Ellen was a Fellow in our Spring 2016 cohort who landed a job with one of our hiring partners, Protenus.
Tell us about your background. How did it set you up to be a great Data Scientist?
The title data scientist implies both technical skills, as well as the ability to ask and answer questions scientifically. My academic decisions were driven by the desire to develop the second of these skills. I studied math in college because I was attracted to the logical way of thinking and proving concepts that I encountered in math class. I went on to do a PhD in neuroscience in part because I wanted to pursue a question to an extreme level of detail, leveraging the logic that I learned doing math. (I also wanted to understand how learning works at the level of neural ensembles, but that’s another story.)
As result of my academic trajectory I also learned to write analysis code. I enjoyed coding, and at first I considered it a perk of my particular field of neuroscience that a lot of coding (mostly in Matlab) was necessary for analyzing the large datasets I was collecting. However, I eventually came to appreciate coding in it’s own right and started taking steps to learn new languages and to improve my analyses by incorporating better tools. By this time I had realized that I would be happy doing coding full time, so The Data Incubator was a great segue way to new concepts and tools in the world of data science.

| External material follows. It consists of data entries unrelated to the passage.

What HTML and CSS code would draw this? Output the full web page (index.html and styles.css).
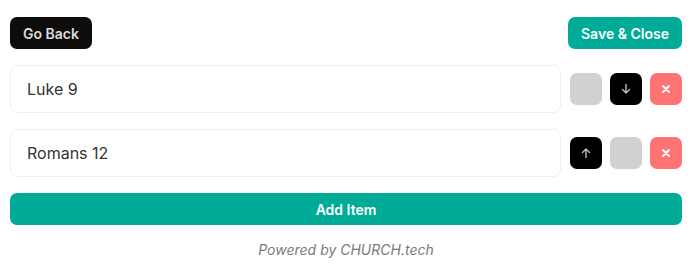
FILE: index.html
```html
<!DOCTYPE html>
<html>
<head>
<meta charset="utf-8">
<link rel="stylesheet" href="styles.css">
</head>
<body>
<div class="page">
  <div class="header">
    <button class="btn btn-dark">Go Back</button>
    <button class="btn btn-teal">Save &amp; Close</button>
  </div>
  <div class="row">
    <div class="field">Luke 9</div>
    <div class="actions">
      <button class="sq sq-gray"></button>
      <button class="sq sq-black"><svg width="12" height="12" viewBox="0 0 12 12"><path d="M6 1.5v8.5M2.5 6.5L6 10l3.5-3.5" fill="none" stroke="#bdbdbd" stroke-width="1.4" stroke-linecap="round" stroke-linejoin="round"/></svg></button>
      <button class="sq sq-red"><svg width="10" height="10" viewBox="0 0 10 10"><path d="M2 2l6 6M8 2l-6 6" stroke="#fff" stroke-width="2" stroke-linecap="round"/></svg></button>
    </div>
  </div>
  <div class="row">
    <div class="field">Romans 12</div>
    <div class="actions">
      <button class="sq sq-black"><svg width="12" height="12" viewBox="0 0 12 12"><path d="M6 10.5V2M2.5 5.5L6 2l3.5 3.5" fill="none" stroke="#bdbdbd" stroke-width="1.4" stroke-linecap="round" stroke-linejoin="round"/></svg></button>
      <button class="sq sq-gray"></button>
      <button class="sq sq-red"><svg width="10" height="10" viewBox="0 0 10 10"><path d="M2 2l6 6M8 2l-6 6" stroke="#fff" stroke-width="2" stroke-linecap="round"/></svg></button>
    </div>
  </div>
  <button class="btn btn-teal btn-wide">Add Item</button>
  <div class="footer">Powered by CHURCH.tech</div>
</div>
</body>
</html>
```
FILE: styles.css
```css
* { box-sizing: border-box; }
html, body { margin: 0; padding: 0; background: #fff; }
body { font-family: Inter, "Noto Sans", sans-serif; }
.page {
  padding: 17px 11px 0 10px;
  display: flex;
  flex-direction: column;
  gap: 16px;
}
.header {
  display: flex;
  justify-content: space-between;
  align-items: center;
}
.btn {
  height: 32px;
  border: none;
  border-radius: 7px;
  font-family: Inter, sans-serif;
  font-weight: 600;
  font-size: 14px;
  padding: 0 13px;
  cursor: pointer;
}
.btn-dark { background: #0f0d0c; color: #dcdcdc; width: 82px; }
.btn-teal { background: #00ab98; color: #fff; width: 114px; }
.btn-wide { width: 100%; }
.row {
  display: flex;
  align-items: center;
  gap: 9px;
}
.field {
  flex: 1;
  height: 48px;
  border: 1px solid #efefef;
  border-radius: 8px;
  padding: 0 16px;
  display: flex;
  align-items: center;
  font-size: 16px;
  color: #333;
}
.actions {
  display: flex;
  gap: 8px;
}
.sq {
  width: 32px;
  height: 32px;
  border: none;
  border-radius: 7px;
  padding: 0;
  display: flex;
  align-items: center;
  justify-content: center;
}
.sq-gray { background: #d1d1d1; }
.sq-black { background: #000; }
.sq-red { background: #ff7373; }
.footer {
  text-align: center;
  font-style: italic;
  font-size: 14px;
  color: #7a7a7a;
  margin-top: -1px;
  line-height: 20px;
}
```
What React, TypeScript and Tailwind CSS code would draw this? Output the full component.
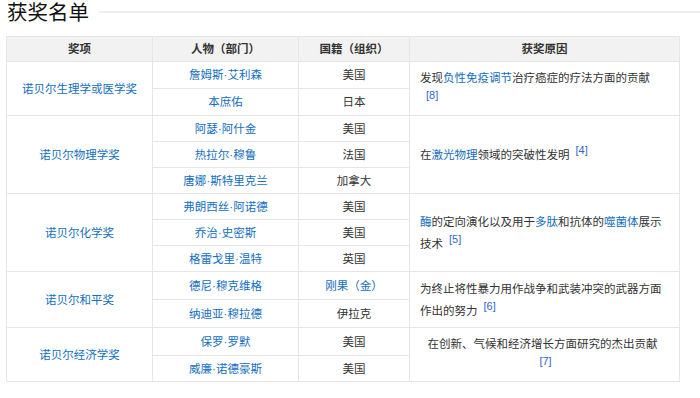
import React from "react";

const link = "text-[#136ec2]";

function Ref({ n }: { n: number }) {
  return (
    <sup className="ml-[6px] -top-[5px] text-[11px] leading-none text-[#3366cc]">
      [{n}]
    </sup>
  );
}

function A({ children }: { children: React.ReactNode }) {
  return <span className={link}>{children}</span>;
}

const td = "border border-[#e6e6e6] text-center align-middle";

export default function App() {
  return (
    <div className="w-[700px] h-[398px] bg-white text-[#333] font-['Liberation_Sans','Noto_Sans_CJK_SC',sans-serif] text-[11.5px] overflow-hidden">
      <div className="flex items-center pl-[7px] h-[26px]">
        <h2 className="text-[20.5px] leading-[26px] text-[#111] shrink-0">获奖名单</h2>
        <div className="ml-[10px] flex-1 h-[2px] bg-[#efefef] -mt-[3px]" />
      </div>
      <table className="ml-[6px] mt-[10px] border-collapse w-[673px] table-fixed leading-[22px]">
        <colgroup>
          <col className="w-[146px]" />
          <col className="w-[146px]" />
          <col className="w-[111px]" />
          <col className="w-[270px]" />
        </colgroup>
        <thead>
          <tr className="h-[25px] bg-[#f2f2f2] font-bold">
            <th className={td}>奖项</th>
            <th className={td}>人物（部门）</th>
            <th className={td}>国籍（组织）</th>
            <th className={td}>获奖原因</th>
          </tr>
        </thead>
        <tbody>
          <tr className="h-[27px]">
            <td className={`${td} ${link}`} rowSpan={2}>诺贝尔生理学或医学奖</td>
            <td className={`${td} ${link}`}>詹姆斯·艾利森</td>
            <td className={td}>美国</td>
            <td className={`${td} text-left pl-[10px] pr-[14px]`} rowSpan={2}>
              发现<A>负性免疫调节</A>治疗癌症的疗法方面的贡献
              <Ref n={8} />
            </td>
          </tr>
          <tr className="h-[27px]">
            <td className={`${td} ${link}`}>本庶佑</td>
            <td className={td}>日本</td>
          </tr>
          <tr className="h-[26px]">
            <td className={`${td} ${link}`} rowSpan={3}>诺贝尔物理学奖</td>
            <td className={`${td} ${link}`}>阿瑟·阿什金</td>
            <td className={td}>美国</td>
            <td className={`${td} text-left pl-[10px] pr-[14px]`} rowSpan={3}>
              在<A>激光物理</A>领域的突破性发明
              <Ref n={4} />
            </td>
          </tr>
          <tr className="h-[26px]">
            <td className={`${td} ${link}`}>热拉尔·穆鲁</td>
            <td className={td}>法国</td>
          </tr>
          <tr className="h-[26px]">
            <td className={`${td} ${link}`}>唐娜·斯特里克兰</td>
            <td className={td}>加拿大</td>
          </tr>
          <tr className="h-[26px]">
            <td className={`${td} ${link}`} rowSpan={3}>诺贝尔化学奖</td>
            <td className={`${td} ${link}`}>弗朗西丝·阿诺德</td>
            <td className={td}>美国</td>
            <td className={`${td} text-left pl-[10px] pr-[14px]`} rowSpan={3}>
              <A>酶</A>的定向演化以及用于<A>多肽</A>和抗体的<A>噬菌体</A>展示技术
              <Ref n={5} />
            </td>
          </tr>
          <tr className="h-[26px]">
            <td className={`${td} ${link}`}>乔治·史密斯</td>
            <td className={td}>美国</td>
          </tr>
          <tr className="h-[26px]">
            <td className={`${td} ${link}`}>格雷戈里·温特</td>
            <td className={td}>英国</td>
          </tr>
          <tr className="h-[28px]">
            <td className={`${td} ${link}`} rowSpan={2}>诺贝尔和平奖</td>
            <td className={`${td} ${link}`}>德尼·穆克维格</td>
            <td className={`${td} ${link}`}>刚果（金）</td>
            <td className={`${td} text-left pl-[10px] pr-[14px]`} rowSpan={2}>
              为终止将性暴力用作战争和武装冲突的武器方面作出的努力
              <Ref n={6} />
            </td>
          </tr>
          <tr className="h-[28px]">
            <td className={`${td} ${link}`}>纳迪亚·穆拉德</td>
            <td className={td}>伊拉克</td>
          </tr>
          <tr className="h-[28px]">
            <td className={`${td} ${link}`} rowSpan={2}>诺贝尔经济学奖</td>
            <td className={`${td} ${link}`}>保罗·罗默</td>
            <td className={td}>美国</td>
            <td className={`${td} pl-[10px] pr-[14px]`} rowSpan={2}>
              在创新、气候和经济增长方面研究的杰出贡献
              <Ref n={7} />
            </td>
          </tr>
          <tr className="h-[26px]">
            <td className={`${td} ${link}`}>威廉·诺德豪斯</td>
            <td className={td}>美国</td>
          </tr>
        </tbody>
      </table>
    </div>
  );
}
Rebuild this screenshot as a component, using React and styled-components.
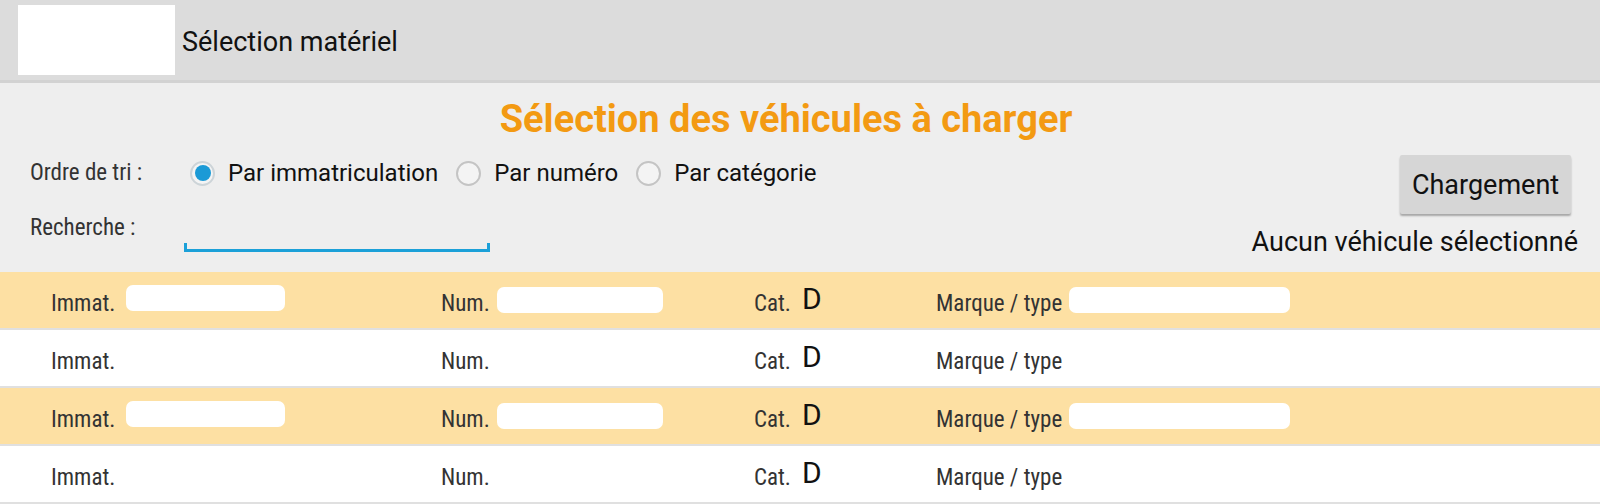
import React, { useState } from "react";
import styled, { createGlobalStyle } from "styled-components";

const GlobalStyle = createGlobalStyle`
  html, body {
    margin: 0;
    padding: 0;
    background: #eeeeee;
    font-family: Roboto, "Noto Sans", sans-serif;
    color: #111;
  }
`;

/// Barre du haut

const TopBar = styled.header`
  height: 80px;
  background: #dcdcdc;
  border-bottom: 3px solid #d2d2d2;
  display: flex;
  align-items: center;
  padding-left: 18px;
`;

const Logo = styled.div`
  width: 157px;
  height: 70px;
  background: #ffffff;
`;

const TopTitle = styled.span`
  font-size: 27px;
  margin-left: 7px;
  margin-top: 4px;
`;

/// Panneau de sélection

const Panel = styled.section`
  padding: 14px 22px 0 30px;
  height: 175px;
`;

const Title = styled.h1`
  margin: 0 0 10px;
  text-align: center;
  font-size: 38px;
  line-height: 44px;
  font-weight: 700;
  color: #f39a12;
  padding-right: 36px;
`;

const Controls = styled.div`
  display: flex;
  justify-content: space-between;
  align-items: flex-start;
`;

const Left = styled.div`
  display: grid;
  grid-template-columns: 154px auto;
  grid-template-rows: 44px 77px;
  align-items: start;
`;

const Small = styled.span`
  font-family: "Liberation Sans Narrow", "Roboto Condensed", Roboto, sans-serif;
  font-size: 23px;
  line-height: 28px;
  color: #333;
  margin-top: ${(p) => p.$offset}px;
`;

const Radios = styled.div`
  display: flex;
  align-items: center;
  height: 44px;
  margin-left: 6px;
`;

const RadioItem = styled.label`
  display: flex;
  align-items: center;
  font-size: 24px;
  margin-right: 18px;
  cursor: pointer;
`;

const Circle = styled.span`
  width: 25px;
  height: 25px;
  border-radius: 50%;
  box-sizing: border-box;
  border: 2px solid ${(p) => (p.$on ? "#cdd4d8" : "#c4c4c4")};
  background: #f4f4f4;
  margin-right: 13px;
  display: flex;
  align-items: center;
  justify-content: center;

  &::after {
    content: "";
    width: 16px;
    height: 16px;
    border-radius: 50%;
    background: ${(p) => (p.$on ? "#1b9ad6" : "transparent")};
  }
`;

const SearchInput = styled.input`
  width: 306px;
  height: 32px;
  box-sizing: border-box;
  margin-top: 25px;
  padding: 0 8px;
  border: none;
  background:
    linear-gradient(#1ba0d8, #1ba0d8) left bottom / 3px 9px no-repeat,
    linear-gradient(#1ba0d8, #1ba0d8) right bottom / 3px 9px no-repeat,
    linear-gradient(#1ba0d8, #1ba0d8) bottom / 100% 3px no-repeat;
  outline: none;
  font-family: Roboto, sans-serif;
  font-size: 20px;
`;

const Right = styled.div`
  display: flex;
  flex-direction: column;
  align-items: flex-end;
  margin-top: 4px;
`;

const Button = styled.button`
  width: 171px;
  height: 59px;
  margin-right: 7px;
  border: none;
  border-radius: 2px;
  background: #d6d6d6;
  box-shadow: 0 2px 2px rgba(0, 0, 0, 0.3);
  font-family: Roboto, sans-serif;
  font-size: 27px;
  color: #111;
  cursor: pointer;
`;

const Status = styled.div`
  font-size: 27px;
  line-height: 32px;
  margin-top: 12px;
`;

/// Liste des véhicules

const Row = styled.div`
  height: 56px;
  border-bottom: 2px solid #e0e0e0;
  background: ${(p) => (p.$odd ? "#fde0a3" : "#ffffff")};
  display: grid;
  grid-template-columns: 390px 313px 182px 1fr;
  align-items: center;
  padding-left: 51px;
`;

const Cell = styled.div`
  display: flex;
  align-items: center;
`;

const Label = styled.span`
  font-family: "Liberation Sans Narrow", "Roboto Condensed", Roboto, sans-serif;
  font-size: 23px;
  color: #333;
  margin-top: 6px;
`;

const Masked = styled.span`
  display: inline-block;
  width: ${(p) => p.$w}px;
  height: 26px;
  background: #ffffff;
  border-radius: 7px;
  margin-left: ${(p) => p.$gap}px;
  margin-top: ${(p) => (p.$up ? "-4px" : "0")};
`;

const Cat = styled.span`
  font-size: 30px;
  margin-left: 11px;
  margin-top: -4px;
`;

const vehicules = [
  { masked: true },
  { masked: false },
  { masked: true },
  { masked: false },
];

export default function App() {
  const [tri, setTri] = useState("immat");

  const options = [
    { id: "immat", label: "Par immatriculation" },
    { id: "num", label: "Par numéro" },
    { id: "cat", label: "Par catégorie" },
  ];

  return (
    <>
      <GlobalStyle />
      <TopBar>
        <Logo />
        <TopTitle>Sélection matériel</TopTitle>
      </TopBar>

      <Panel>
        <Title>Sélection des véhicules à charger</Title>
        <Controls>
          <Left>
            <Small $offset={8}>Ordre de tri :</Small>
            <Radios>
              {options.map((o) => (
                <RadioItem key={o.id} onClick={() => setTri(o.id)}>
                  <Circle $on={tri === o.id} />
                  {o.label}
                </RadioItem>
              ))}
            </Radios>
            <Small $offset={19}>Recherche :</Small>
            <SearchInput />
          </Left>
          <Right>
            <Button>Chargement</Button>
            <Status>Aucun véhicule sélectionné</Status>
          </Right>
        </Controls>
      </Panel>

      {vehicules.map((v, i) => (
        <Row key={i} $odd={i % 2 === 0}>
          <Cell>
            <Label>Immat.</Label>
            {v.masked && <Masked $w={159} $gap={11} $up />}
          </Cell>
          <Cell>
            <Label>Num.</Label>
            {v.masked && <Masked $w={166} $gap={7} />}
          </Cell>
          <Cell>
            <Label>Cat.</Label>
            <Cat>D</Cat>
          </Cell>
          <Cell>
            <Label>Marque / type</Label>
            {v.masked && <Masked $w={221} $gap={7} />}
          </Cell>
        </Row>
      ))}
    </>
  );
}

What do you think you got out of The Data Incubator?
What advice would you give to someone who is applying for The Data Incubator, particularly someone with your background?
Take every opportunity to broaden your technical skill set but remember to take to time to come up with good questions and use your scientific training. In the end, your technical skills will be boxes to check but the value you will add to a company will be in your unique perspective and ability to think critically.
What is your favorite thing you learned at The Data Incubator?
Understanding the concept of mapreduce and the location of District Taco.
Could you tell us about your Data Incubator Capstone project?
I started my project looking at the effect of food deserts on community health using the Food Environment Atlas from the USDA. I expected to see a correlation between the availability of grocery stores and measures of health, such as the rate of obesity in a community. Instead I found that health suffers in poor communities regardless of the availability of fresh food, and in correlation with the prevalence of fast food. This suggested that community health could be improved if more people were able to cook at home, so I extended my project to include tools to make cooking more accessible. These tools were based on an analysis of ingredient lists from recipes.